Obat-Alat Medis RI Mahal 5x Lipat Negara Lain, Jokowi Panggil Menteri!
Jakarta, CNBC Indonesia - Presiden Joko Widodo menggelar rapat mengenai harga dan alat kesehatan RI yang mahal di Istana Negara, Jakarta, Selasa (2/7/2024). Dalam rapat ditekankan supaya harga alat kesehatan dan obat-obatan RI bisa lebih murah.
Menteri Kesehatan, Budi Gunadi Sadikin, menjelaskan perbedaan harga obat Indonesia lebih mahal tiga kali hingga lima kali lipat dari luar negeri. Sehingga keinginan presiden mau agar harga alat kesehatan dan obat-obatan itu bisa setara.
"Pertama harga alat kesehatan dan obat-obatan itu bisa sama dong dengan negara tetangga. Kan di kita harga alat kesehatan dan obat-obatan mahal," kata Budi Gunadi, usai rapat.
Presiden juga berpesan, lanjut Budi agar industri obat-obatan dan alat kesehatan dalam negeri mulai dibangun supaya bisa bertahan ketika menghadapi pandemi lagi.
Dijelaskan mahalnya obat-obatan dan alat kesehatan ini disebabkan adanya inefisiensi dalam jalur perdagangan.
Sehingga menurut Budi, tata kelola perdagangan alat kesehatan dan obat-obatan harus lebih transparan dan terbuka sehingga tidak ada lonjakan harga dalam situasi tertentu yang tak perlu.
Mantan Direktur Bank Mandiri ini, dalam rapat juga dibahas mengenai persoalan perpajakan.
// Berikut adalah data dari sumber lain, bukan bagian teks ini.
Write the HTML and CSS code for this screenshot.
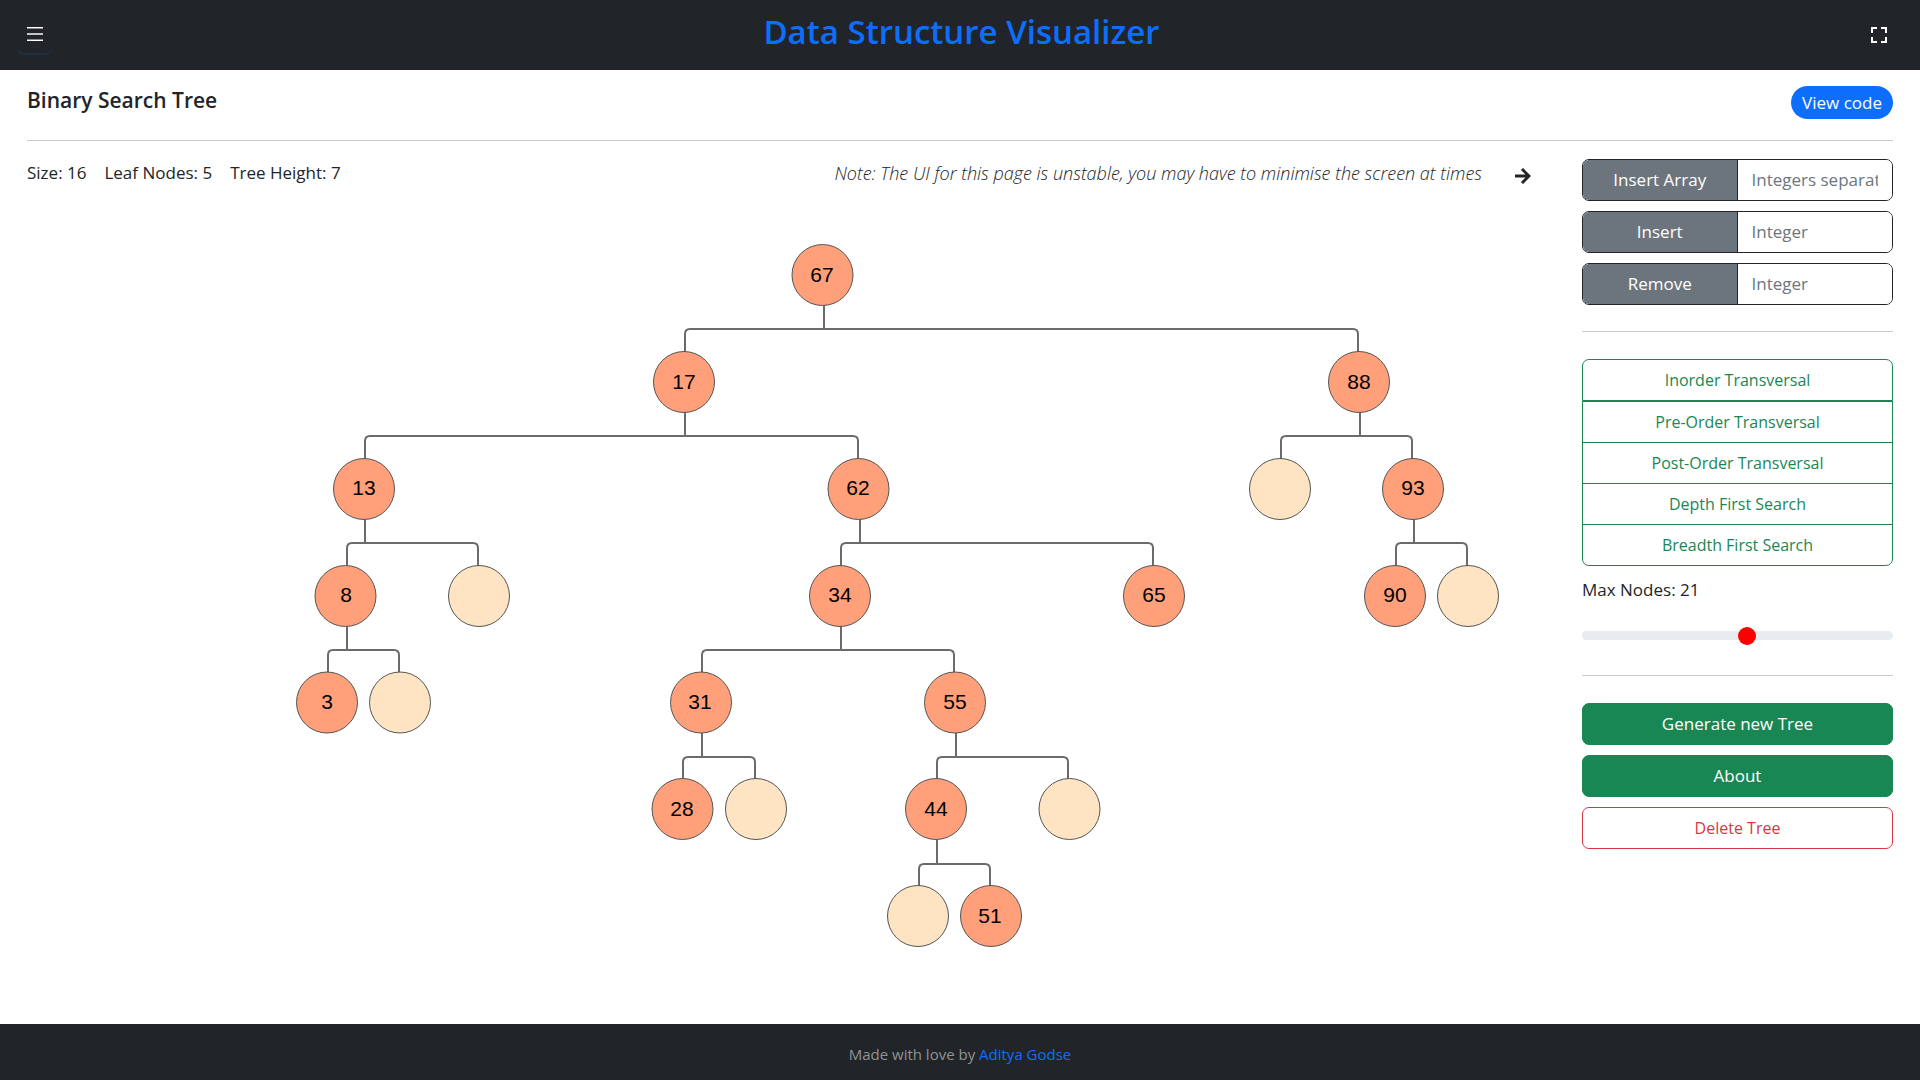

Bagaimana supaya perpajakan ini tidak mengganggu pendapatan dan cashflow pemerintah.
"Perpajakan ini penting, karena ada isu jeda waktu dan bunga di Indonesia masih relatif tinggi. Jadi kalau cashflow tertunda 3 - 6 bulan itu cost bisa 5% - 8%, kan beban bunga kita 8% - 10%," terangnya.
Adapun untuk membuat harga alat kesehatan dan obat-obatan bisa lebih murah. maka dibutuhkan koordinasi teknis lintas kementerian seperti Menteri Keuangan dan Menteri Perdagangan untuk mendesain ekosistem sebuah industri.
Ia mencontohkan aturan yang tidak sinkron seperti, untuk pembelian mesin USG mendapatkan bea masuk impor 0%, sedangkan untuk mengimpor komponennya seperti layar, elektronik USG, dan bahan baku malah dikenakan Bea Masuk sekitar 15%.
"Kan ada inkonsistensi, satu sisi kita ingin dorong industri supaya produksi dalam negeri, tapi supporting insentif sistemnya tidak align," katanya.
Terlebih pembelian alat kesehatan ini juga dilakukan oleh pemerintah. Seperti pembelian Cath Lab untuk 514 di Kabupaten/Kota, menurut Budi seharusnya pemerintah tidak lagi mengimpor namun membangun pabrik Cath lab di dalam negeri.
"Untuk melihat dengan kebijakan beli Cath lab ini ingin dong kita kalau bisa pabrik Cath lab bisa masuk, bagaimana pabrik ini dia masuk. Karena ada kebutuhan pemerintah 514 Cath Lab unit. Nanti pasti diikuti rumah sakit swasta," katanya.